Sin embargo no es todo como parece. El propio Salazar lo reconoce. Justo un día antes de la votación hablamos largamente con Fernando Quijano. Un exguerrillero de un pequeño grupo maoísta que se desmovilizó en los 90 y que ahora se ha convertido en el azote de la ilegalidad. Él dice ser tan incómodo para los poderes (tanto los legales como los ilegales) que va siempre rodeado de siete guardaespaldas. “Vivo encerrado, me quieren matar por denunciar a las mafias criminales que operan aquí y que, en connivencia con algunos poderes, han montado un gran entramado empresarial que se mueve en todos los sectores”. Y empieza a recitar una serie de nombres: La oficina de Envigado o del valle de Aburrá, los Triana, el cártel del Golfo... y a describir alguno de los “negocios”, como el paga diario, un sistema de usura que emplea la violencia como sistema de cobro y que parece ser tan de dominio público como cualquier sucursal bancaria en una ciudad española.
Ni Alonso Salazar, ni el actual alcade de Medellín son capaces de desmentir absolutamente que esto sea verdad. Hablé un momento con el actual regidor, Federico Gutiérrez, que lleva desde enero en el cargo, un ingeniero expansivo, hijo político de Uribe, pero que en el último momento también se decidió por el sí, quizá pensando en no hundir su prometedora carrera política, y que está convencido de que la experiencia que su ciudad tiene en el tratamiento de la violencia va a ser útil en el inmediato futuro de una Colombia en paz.
Si han llegado hasta aquí habrán comprobado que estoy a punto de batir un récord, once párrafos hablando sobre Colombia y Medellín y aún no ha aparecido Pablo Escobar. Pues ya está dicho. El ahora más conocido en todo el mundo como protagonista de una serie de Netflix existió. Y fue un criminal aberrante. Nada parecido a la imagen almibarada que nos ofrece la serie Narcos. Alguien mucho menos atractivo y mucho más sanguinario. No lo digo yo, lo asegura su propio hijo, testigo de excepción.
Hoy en Medellín hay varias empresas que rivalizan para guiar a los turistas por las rutas del famoso narcotraficante. Aunque si hacemos caso a Quijano, otro de los atractivos más boyantes de Medellín es el del turismo sexual: todas las posibilidades, incluida la droga de buena calidad y a un precio sin competencia.

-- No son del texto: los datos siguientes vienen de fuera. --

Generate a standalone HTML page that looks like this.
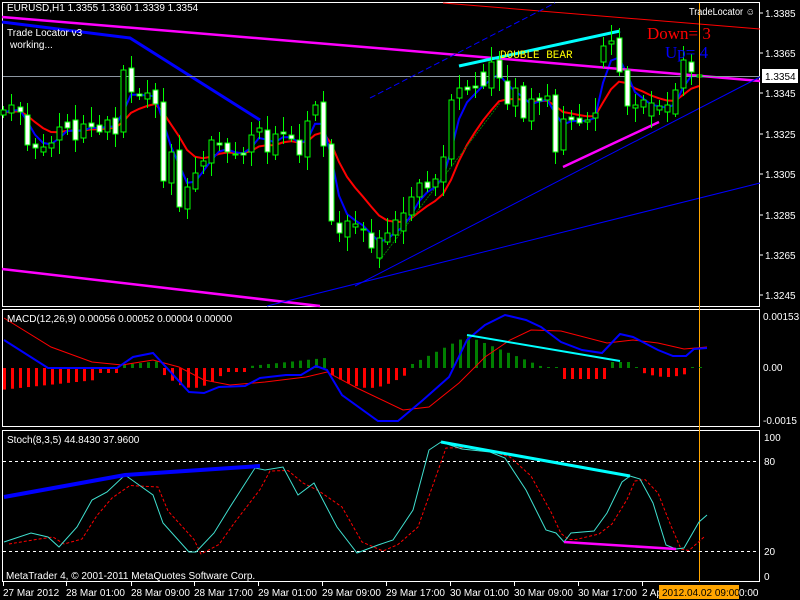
<!DOCTYPE html>
<html><head><meta charset="utf-8"><style>
html,body{margin:0;padding:0;background:#000;width:800px;height:600px;overflow:hidden}
svg{display:block}
text{font-family:"Liberation Sans",sans-serif;font-size:10px;fill:#fff}
</style></head><body>
<svg id="s" width="800" height="600" viewBox="0 0 800 600" xmlns="http://www.w3.org/2000/svg">
<rect width="800" height="600" fill="#000"/>
<g id="main"></g>
<rect x="2.5" y="2.5" width="757" height="304" fill="none" stroke="#fff"/>
<rect x="2.5" y="309.5" width="757" height="117" fill="none" stroke="#fff"/>
<rect x="2.5" y="430.5" width="757" height="151" fill="none" stroke="#fff"/>
<polyline points="2,17 400,50 760,81" fill="none" stroke="#ff00ff" stroke-width="2.5"/>
<polyline points="2,22 130,38 260,120" fill="none" stroke="#0000ff" stroke-width="3"/>
<line x1="2" y1="269" x2="320" y2="306" stroke="#ff00ff" stroke-width="2.5"/>
<line x1="3" y1="76.5" x2="760" y2="76.5" stroke="#8c96a0" stroke-width="1"/>
<line x1="443" y1="3" x2="760" y2="29" stroke="#ff0000" stroke-width="1"/>
<line x1="370" y1="98" x2="555" y2="3" stroke="#0000ff" stroke-width="1" stroke-dasharray="6,3"/>
<line x1="355" y1="286" x2="760" y2="77" stroke="#0000ff" stroke-width="1"/>
<line x1="267" y1="306" x2="760" y2="183" stroke="#0000ff" stroke-width="1"/>
<line x1="380" y1="260" x2="500" y2="103" stroke="#008000" stroke-width="1" stroke-dasharray="2,1"/>
<line x1="459" y1="66" x2="620" y2="31" stroke="#00ffff" stroke-width="3"/>
<line x1="563" y1="167" x2="659" y2="122" stroke="#ff00ff" stroke-width="2.5"/>
<g id="candles"></g>
<line x1="699.5" y1="3" x2="699.5" y2="582" stroke="#ffa500" stroke-width="1"/>
<text x="7" y="11">EURUSD,H1  1.3355 1.3360 1.3339 1.3354</text>
<text x="7" y="36">Trade Locator v3</text>
<text x="10" y="48">working...</text>
<text x="500" y="58" style="font-family:'Liberation Mono',monospace;font-size:11px;fill:#ffff00">DOUBLE BEAR</text>
<text x="647" y="39" style="font-family:'Liberation Serif',serif;font-size:17px;fill:#ff0000">Down=  3</text>
<text x="665" y="58" style="font-family:'Liberation Serif',serif;font-size:17px;fill:#0000ff">Up=  4</text>
<text x="689" y="15" textLength="66" lengthAdjust="spacingAndGlyphs">TradeLocator ☺</text>
<g id="axis"></g>
<rect x="762" y="69" width="36" height="14" fill="#fff"/>
<text x="765" y="80" style="fill:#000">1.3354</text>
<g id="hist"></g>
<polyline id="macdRed" fill="none" stroke="#ff0000" stroke-width="1"/>
<polyline id="macdBlue" fill="none" stroke="#0000ff" stroke-width="2"/>
<line x1="467" y1="335" x2="620" y2="361" stroke="#00ffff" stroke-width="2"/>
<text x="7" y="322">MACD(12,26,9) 0.00056 0.00052 0.00004 0.00000</text>
<text x="763" y="320">0.00153</text>
<text x="763" y="371">0.00</text>
<text x="763" y="424">-0.0015</text>
<line x1="3" y1="461.5" x2="760" y2="461.5" stroke="#fff" stroke-dasharray="3,3"/>
<line x1="3" y1="551.5" x2="760" y2="551.5" stroke="#fff" stroke-dasharray="3,3"/>
<polyline id="stSig" fill="none" stroke="#ff0000" stroke-width="1" stroke-dasharray="3,2"/>
<polyline id="stMain" fill="none" stroke="#40e0d0" stroke-width="1"/>
<polyline points="4,497 125,475 260,466" fill="none" stroke="#0000ff" stroke-width="4"/>
<line x1="441" y1="442" x2="630" y2="476" stroke="#00ffff" stroke-width="3"/>
<line x1="564" y1="542" x2="676" y2="549" stroke="#ff00ff" stroke-width="2.5"/>
<text x="7" y="443">Stoch(8,3,5) 44.8430 37.9600</text>
<text x="764" y="441">100</text>
<text x="764" y="465">80</text>
<text x="764" y="555">20</text>
<text x="764" y="580">0</text>
<text x="6" y="579">MetaTrader 4, © 2001-2011 MetaQuotes Software Corp.</text>
<g id="time"></g>
<rect x="659" y="585" width="80" height="14" fill="#ffa500"/>
<text x="662" y="596" style="fill:#000">2012.04.02 09:00</text>
<text x="739" y="596">0:00</text>
</svg>
<script>
var NS="http://www.w3.org/2000/svg";
function el(p,t,a){var e=document.createElementNS(NS,t);for(var k in a)e.setAttribute(k,a[k]);p.appendChild(e);return e;}
var C=[[3,110,115,0],[11,105,113,0],[20,107,112,1],[27,115,145,1],[35,144,148,1],[43,147,152,0],[51,143,148,0],[59,127,140,0],[67,122,128,1],[75,120,140,1],[83,124,138,0],[91,123,127,1],[99,125,132,1],[107,120,132,0],[115,118,134,1],[123,70,132,0],[131,68,92,1],[139,94,96,1],[147,93,99,0],[155,90,104,1],[163,102,181,1],[171,152,183,0],[179,150,207,1],[187,187,209,0],[195,173,189,0],[203,161,166,0],[211,140,163,0],[219,143,145,1],[227,143,152,1],[235,154,155,1],[243,153,155,1],[251,135,152,0],[259,128,132,0],[267,130,152,1],[275,134,155,0],[283,132,134,1],[291,135,139,1],[299,140,155,1],[307,121,157,0],[315,105,115,0],[323,102,146,1],[331,144,221,1],[339,223,233,1],[347,221,237,0],[355,224,227,0],[363,229,230,1],[371,233,248,1],[379,238,258,0],[387,233,242,0],[395,220,235,0],[403,213,231,0],[411,197,215,0],[419,183,197,0],[427,182,188,1],[435,179,187,0],[443,157,182,0],[451,100,159,0],[459,88,98,0],[467,87,90,1],[475,86,88,1],[483,72,86,1],[491,62,88,0],[499,60,78,1],[507,81,104,1],[515,88,106,0],[523,86,118,1],[531,99,121,0],[539,98,101,1],[547,96,100,0],[555,95,152,1],[563,119,150,0],[571,117,120,1],[579,118,123,1],[587,120,122,0],[595,113,118,0],[603,46,62,0],[611,41,44,0],[619,38,72,1],[627,70,106,1],[635,105,108,0],[643,100,107,0],[651,103,116,0],[659,106,110,0],[667,105,112,0],[675,90,114,0],[683,60,88,0],[691,62,72,1],[699,75,77,0]];
var g=document.getElementById('main'),cg=document.getElementById('candles');
var b=[],r=[],eb=null,er=null;
C.forEach(function(c,i){var m=(c[1]+c[2])/2;eb=eb==null?m:eb+0.55*(m-eb);er=er==null?m:er+0.22*(m-er);b.push(c[0]+','+eb.toFixed(1));r.push(c[0]+','+er.toFixed(1));});
el(g,'polyline',{points:r.join(' '),fill:'none',stroke:'#ff0000','stroke-width':2});
el(g,'polyline',{points:b.join(' '),fill:'none',stroke:'#0000ff','stroke-width':2});
C.forEach(function(c,i){var hi=c[1]-(4+(i*7)%13),lo=c[2]+(3+(i*5)%12);
el(cg,'line',{x1:c[0]+.5,y1:hi,x2:c[0]+.5,y2:lo,stroke:'#00ff00','stroke-width':1});
el(cg,'rect',{x:c[0]-2,y:c[1],width:5,height:Math.max(1,c[2]-c[1]),fill:c[3]?'#fff':'#000',stroke:'#00ff00','stroke-width':1});});
var ax=document.getElementById('axis');
[['1.3385',17],['1.3365',57],['1.3345',97],['1.3325',138],['1.3305',178],['1.3285',219],['1.3265',259],['1.3245',299]].forEach(function(p){
var t=el(ax,'text',{x:765,y:p[1]});t.textContent=p[0];el(ax,'line',{x1:760,y1:p[1]-4,x2:763,y2:p[1]-4,stroke:'#fff'});});
var hg=document.getElementById('hist');
function hv(x){
if(x<95)return -22+ (x/95)*10;
if(x<118)return -5;
if(x<160)return 3+ (x-120)/40*4;
if(x<245){var t=(x-160)/85;return -(4+16*Math.sin(Math.PI*Math.min(1,t*1.3)));}
if(x<330)return 2+ (x-250)/65*7;
if(x<407)return -(6+14*Math.sin(Math.PI*(x-330)/77));
if(x<545){if(x<467)return 3+(x-410)/57*29;return 32-(x-467)/78*32;}
if(x<557)return 0.5;
if(x<607)return -11;
if(x<632)return 6;
if(x<640)return 0.5;
if(x<692)return -(4+5*Math.sin(Math.PI*(x-640)/52));
return 0.5;}
for(var x=4;x<=700;x+=8){var v=hv(x);var h=Math.abs(v);if(h<1)h=1;
el(hg,'rect',{x:x-1,y:v>0?368-h:368,width:3,height:h,fill:v>0?'#008000':'#ff0000'});}
document.getElementById('macdBlue').setAttribute('points','4,340 48,368 117,368 133,357 153,353 189,392 204,393 219,387 245,386 260,378 286,375 301,375 316,366 327,370 342,395 378,421 398,421 423,400 449,377 467,340 485,325 505,315 526,320 541,327 561,342 582,350 602,353 620,334 633,337 658,350 673,356 686,356 694,349 707,348');
document.getElementById('macdRed').setAttribute('points','4,318 51,347 92,362 122,365 153,360 179,367 204,380 230,385 265,382 306,377 327,372 357,388 403,410 429,407 459,383 485,357 510,340 531,330 561,331 607,343 633,340 658,343 684,349 707,347');
var sm=[[4,542],[31,533],[48,537],[59,547],[77,527],[92,500],[107,492],[125,475],[153,495],[163,523],[189,552],[196,552],[214,533],[230,507],[255,468],[265,470],[283,467],[298,495],[314,483],[337,527],[357,553],[378,545],[393,540],[413,510],[429,450],[441,442],[462,449],[490,452],[505,458],[526,490],[546,530],[556,533],[564,542],[571,533],[594,531],[607,513],[622,482],[630,476],[640,479],[653,503],[666,545],[676,549],[684,548],[699,522],[707,515]];
document.getElementById('stMain').setAttribute('points',sm.map(function(p){return p.join(',')}).join(' '));
var sig=sm.map(function(p,i){var q=sm[Math.max(0,i-1)];return (p[0]+5)+','+((p[1]+q[1])/2+2)}).slice(0,-1);
document.getElementById('stSig').setAttribute('points',sig.join(' '));
var tg=document.getElementById('time');
[['27 Mar 2012',3],['28 Mar 01:00',66],['28 Mar 09:00',131],['28 Mar 17:00',194],['29 Mar 01:00',258],['29 Mar 09:00',322],['29 Mar 17:00',386],['30 Mar 01:00',450],['30 Mar 09:00',514],['30 Mar 17:00',578],['2 Ap',642]].forEach(function(p){
var t=el(tg,'text',{x:p[1],y:596});t.textContent=p[0];el(tg,'line',{x1:p[1]+.5,y1:582,x2:p[1]+.5,y2:586,stroke:'#fff'});});
</script>
</body></html>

Termino abrumado contemplando frescos aún los resultados del referéndum. Los colombianos están divididos. El presidente Santos ha perdido a los puntos su batalla frente a Uribe, pero en Medellín su derrota ha sido por KO: más del 60% de los ciudadanos ha rechazado los acuerdos de paz. Nada que ver con lo que he vivido durante toda la mañana de este domingo de sol. Subí a los cerros en el metrocable y me encontré a cientos de familias que, aprovechando la gratuidad del transporte público por la votación, se lanzaron a recorrer con jolgorio y algarabía los cielos de la ciudad jugando dentro de las cabinas. Nada que ver con el concierto de Natalia Lafourcade, que cerró el Festival Gabo, en honor del Nobel colombiano, una fiesta alejada del temor y la violencia. Quizá ese es el medio milagro de Medellín.